Work to do: Can you write out the whole listing exactly?

——————————

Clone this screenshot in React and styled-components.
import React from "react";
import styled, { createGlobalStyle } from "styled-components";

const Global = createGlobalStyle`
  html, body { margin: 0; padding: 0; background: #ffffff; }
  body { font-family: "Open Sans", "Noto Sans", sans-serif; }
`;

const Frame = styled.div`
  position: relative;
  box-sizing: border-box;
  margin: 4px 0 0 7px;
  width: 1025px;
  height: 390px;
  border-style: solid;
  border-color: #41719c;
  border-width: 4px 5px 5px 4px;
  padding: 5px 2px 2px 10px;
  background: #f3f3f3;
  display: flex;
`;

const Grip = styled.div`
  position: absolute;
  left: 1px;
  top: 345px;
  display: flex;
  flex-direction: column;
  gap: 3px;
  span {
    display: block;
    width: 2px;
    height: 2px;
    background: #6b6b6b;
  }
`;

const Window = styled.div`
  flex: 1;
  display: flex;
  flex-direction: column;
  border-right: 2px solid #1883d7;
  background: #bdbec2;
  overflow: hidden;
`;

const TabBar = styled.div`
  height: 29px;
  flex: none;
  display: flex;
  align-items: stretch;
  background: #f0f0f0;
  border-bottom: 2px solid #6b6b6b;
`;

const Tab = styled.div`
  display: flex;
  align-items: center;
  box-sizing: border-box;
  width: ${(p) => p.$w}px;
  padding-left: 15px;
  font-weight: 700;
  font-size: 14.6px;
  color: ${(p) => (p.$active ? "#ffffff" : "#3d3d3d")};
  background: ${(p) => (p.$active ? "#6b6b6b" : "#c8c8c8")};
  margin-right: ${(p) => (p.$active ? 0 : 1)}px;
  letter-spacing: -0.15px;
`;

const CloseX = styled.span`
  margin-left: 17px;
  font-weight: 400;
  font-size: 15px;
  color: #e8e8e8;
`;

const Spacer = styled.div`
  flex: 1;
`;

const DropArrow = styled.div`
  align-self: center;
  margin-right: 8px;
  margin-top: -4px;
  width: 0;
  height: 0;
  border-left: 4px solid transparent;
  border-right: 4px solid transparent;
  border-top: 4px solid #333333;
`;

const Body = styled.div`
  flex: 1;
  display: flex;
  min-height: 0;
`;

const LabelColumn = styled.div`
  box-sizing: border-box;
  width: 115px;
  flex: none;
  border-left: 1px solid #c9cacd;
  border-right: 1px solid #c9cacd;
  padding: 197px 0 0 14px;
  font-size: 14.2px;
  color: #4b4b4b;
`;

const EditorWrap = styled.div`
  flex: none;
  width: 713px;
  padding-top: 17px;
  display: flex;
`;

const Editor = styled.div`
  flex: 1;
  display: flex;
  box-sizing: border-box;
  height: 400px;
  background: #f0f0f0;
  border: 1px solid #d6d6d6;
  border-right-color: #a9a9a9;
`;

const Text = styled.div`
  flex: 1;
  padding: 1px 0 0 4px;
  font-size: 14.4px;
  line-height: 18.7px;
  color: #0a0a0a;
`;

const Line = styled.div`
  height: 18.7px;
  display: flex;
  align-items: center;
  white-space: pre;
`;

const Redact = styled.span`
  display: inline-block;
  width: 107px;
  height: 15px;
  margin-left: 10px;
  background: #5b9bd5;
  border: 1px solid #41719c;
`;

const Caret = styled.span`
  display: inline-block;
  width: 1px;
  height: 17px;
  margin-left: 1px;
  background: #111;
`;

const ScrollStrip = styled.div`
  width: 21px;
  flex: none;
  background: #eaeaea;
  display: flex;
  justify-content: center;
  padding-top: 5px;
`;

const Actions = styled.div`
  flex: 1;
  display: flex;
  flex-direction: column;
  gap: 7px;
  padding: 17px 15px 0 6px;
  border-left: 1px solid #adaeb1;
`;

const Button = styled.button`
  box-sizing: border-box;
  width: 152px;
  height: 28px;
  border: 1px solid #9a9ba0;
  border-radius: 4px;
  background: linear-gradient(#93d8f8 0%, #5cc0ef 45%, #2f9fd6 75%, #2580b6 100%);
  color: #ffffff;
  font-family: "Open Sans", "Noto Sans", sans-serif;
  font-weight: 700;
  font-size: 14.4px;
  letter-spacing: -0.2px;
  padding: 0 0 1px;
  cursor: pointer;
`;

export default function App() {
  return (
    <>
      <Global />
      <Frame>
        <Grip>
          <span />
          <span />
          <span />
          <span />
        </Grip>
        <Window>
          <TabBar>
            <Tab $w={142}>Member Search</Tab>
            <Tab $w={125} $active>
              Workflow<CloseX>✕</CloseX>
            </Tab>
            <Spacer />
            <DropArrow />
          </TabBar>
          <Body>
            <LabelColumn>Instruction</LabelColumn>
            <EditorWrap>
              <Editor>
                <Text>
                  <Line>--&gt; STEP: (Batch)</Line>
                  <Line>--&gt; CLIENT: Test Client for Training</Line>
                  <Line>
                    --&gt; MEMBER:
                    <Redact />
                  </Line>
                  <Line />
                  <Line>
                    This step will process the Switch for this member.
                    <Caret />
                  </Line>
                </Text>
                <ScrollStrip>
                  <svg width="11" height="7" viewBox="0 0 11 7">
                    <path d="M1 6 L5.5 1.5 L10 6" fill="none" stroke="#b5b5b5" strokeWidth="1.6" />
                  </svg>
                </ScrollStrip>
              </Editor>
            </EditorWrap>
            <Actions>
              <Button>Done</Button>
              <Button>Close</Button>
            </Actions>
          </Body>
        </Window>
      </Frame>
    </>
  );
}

——————————

Result of the exercise:
Clone this screenshot in React and styled-components.
import React from "react";
import styled, { createGlobalStyle } from "styled-components";

const Global = createGlobalStyle`
  html, body { margin: 0; padding: 0; background: #ffffff; }
  body { font-family: "Open Sans", "Noto Sans", sans-serif; }
`;

const Frame = styled.div`
  position: relative;
  box-sizing: border-box;
  margin: 4px 0 0 7px;
  width: 1025px;
  height: 390px;
  border-style: solid;
  border-color: #41719c;
  border-width: 4px 5px 5px 4px;
  padding: 5px 2px 2px 10px;
  background: #f3f3f3;
  display: flex;
`;

const Grip = styled.div`
  position: absolute;
  left: 1px;
  top: 345px;
  display: flex;
  flex-direction: column;
  gap: 3px;
  span {
    display: block;
    width: 2px;
    height: 2px;
    background: #6b6b6b;
  }
`;

const Window = styled.div`
  flex: 1;
  display: flex;
  flex-direction: column;
  border-right: 2px solid #1883d7;
  background: #bdbec2;
  overflow: hidden;
`;

const TabBar = styled.div`
  height: 29px;
  flex: none;
  display: flex;
  align-items: stretch;
  background: #f0f0f0;
  border-bottom: 2px solid #6b6b6b;
`;

const Tab = styled.div`
  display: flex;
  align-items: center;
  box-sizing: border-box;
  width: ${(p) => p.$w}px;
  padding-left: 15px;
  font-weight: 700;
  font-size: 14.6px;
  color: ${(p) => (p.$active ? "#ffffff" : "#3d3d3d")};
  background: ${(p) => (p.$active ? "#6b6b6b" : "#c8c8c8")};
  margin-right: ${(p) => (p.$active ? 0 : 1)}px;
  letter-spacing: -0.15px;
`;

const CloseX = styled.span`
  margin-left: 17px;
  font-weight: 400;
  font-size: 15px;
  color: #e8e8e8;
`;

const Spacer = styled.div`
  flex: 1;
`;

const DropArrow = styled.div`
  align-self: center;
  margin-right: 8px;
  margin-top: -4px;
  width: 0;
  height: 0;
  border-left: 4px solid transparent;
  border-right: 4px solid transparent;
  border-top: 4px solid #333333;
`;

const Body = styled.div`
  flex: 1;
  display: flex;
  min-height: 0;
`;

const LabelColumn = styled.div`
  box-sizing: border-box;
  width: 115px;
  flex: none;
  border-left: 1px solid #c9cacd;
  border-right: 1px solid #c9cacd;
  padding: 197px 0 0 14px;
  font-size: 14.2px;
  color: #4b4b4b;
`;

const EditorWrap = styled.div`
  flex: none;
  width: 713px;
  padding-top: 17px;
  display: flex;
`;

const Editor = styled.div`
  flex: 1;
  display: flex;
  box-sizing: border-box;
  height: 400px;
  background: #f0f0f0;
  border: 1px solid #d6d6d6;
  border-right-color: #a9a9a9;
`;

const Text = styled.div`
  flex: 1;
  padding: 1px 0 0 4px;
  font-size: 14.4px;
  line-height: 18.7px;
  color: #0a0a0a;
`;

const Line = styled.div`
  height: 18.7px;
  display: flex;
  align-items: center;
  white-space: pre;
`;

const Redact = styled.span`
  display: inline-block;
  width: 107px;
  height: 15px;
  margin-left: 10px;
  background: #5b9bd5;
  border: 1px solid #41719c;
`;

const Caret = styled.span`
  display: inline-block;
  width: 1px;
  height: 17px;
  margin-left: 1px;
  background: #111;
`;

const ScrollStrip = styled.div`
  width: 21px;
  flex: none;
  background: #eaeaea;
  display: flex;
  justify-content: center;
  padding-top: 5px;
`;

const Actions = styled.div`
  flex: 1;
  display: flex;
  flex-direction: column;
  gap: 7px;
  padding: 17px 15px 0 6px;
  border-left: 1px solid #adaeb1;
`;

const Button = styled.button`
  box-sizing: border-box;
  width: 152px;
  height: 28px;
  border: 1px solid #9a9ba0;
  border-radius: 4px;
  background: linear-gradient(#93d8f8 0%, #5cc0ef 45%, #2f9fd6 75%, #2580b6 100%);
  color: #ffffff;
  font-family: "Open Sans", "Noto Sans", sans-serif;
  font-weight: 700;
  font-size: 14.4px;
  letter-spacing: -0.2px;
  padding: 0 0 1px;
  cursor: pointer;
`;

export default function App() {
  return (
    <>
      <Global />
      <Frame>
        <Grip>
          <span />
          <span />
          <span />
          <span />
        </Grip>
        <Window>
          <TabBar>
            <Tab $w={142}>Member Search</Tab>
            <Tab $w={125} $active>
              Workflow<CloseX>✕</CloseX>
            </Tab>
            <Spacer />
            <DropArrow />
          </TabBar>
          <Body>
            <LabelColumn>Instruction</LabelColumn>
            <EditorWrap>
              <Editor>
                <Text>
                  <Line>--&gt; STEP: (Batch)</Line>
                  <Line>--&gt; CLIENT: Test Client for Training</Line>
                  <Line>
                    --&gt; MEMBER:
                    <Redact />
                  </Line>
                  <Line />
                  <Line>
                    This step will process the Switch for this member.
                    <Caret />
                  </Line>
                </Text>
                <ScrollStrip>
                  <svg width="11" height="7" viewBox="0 0 11 7">
                    <path d="M1 6 L5.5 1.5 L10 6" fill="none" stroke="#b5b5b5" strokeWidth="1.6" />
                  </svg>
                </ScrollStrip>
              </Editor>
            </EditorWrap>
            <Actions>
              <Button>Done</Button>
              <Button>Close</Button>
            </Actions>
          </Body>
        </Window>
      </Frame>
    </>
  );
}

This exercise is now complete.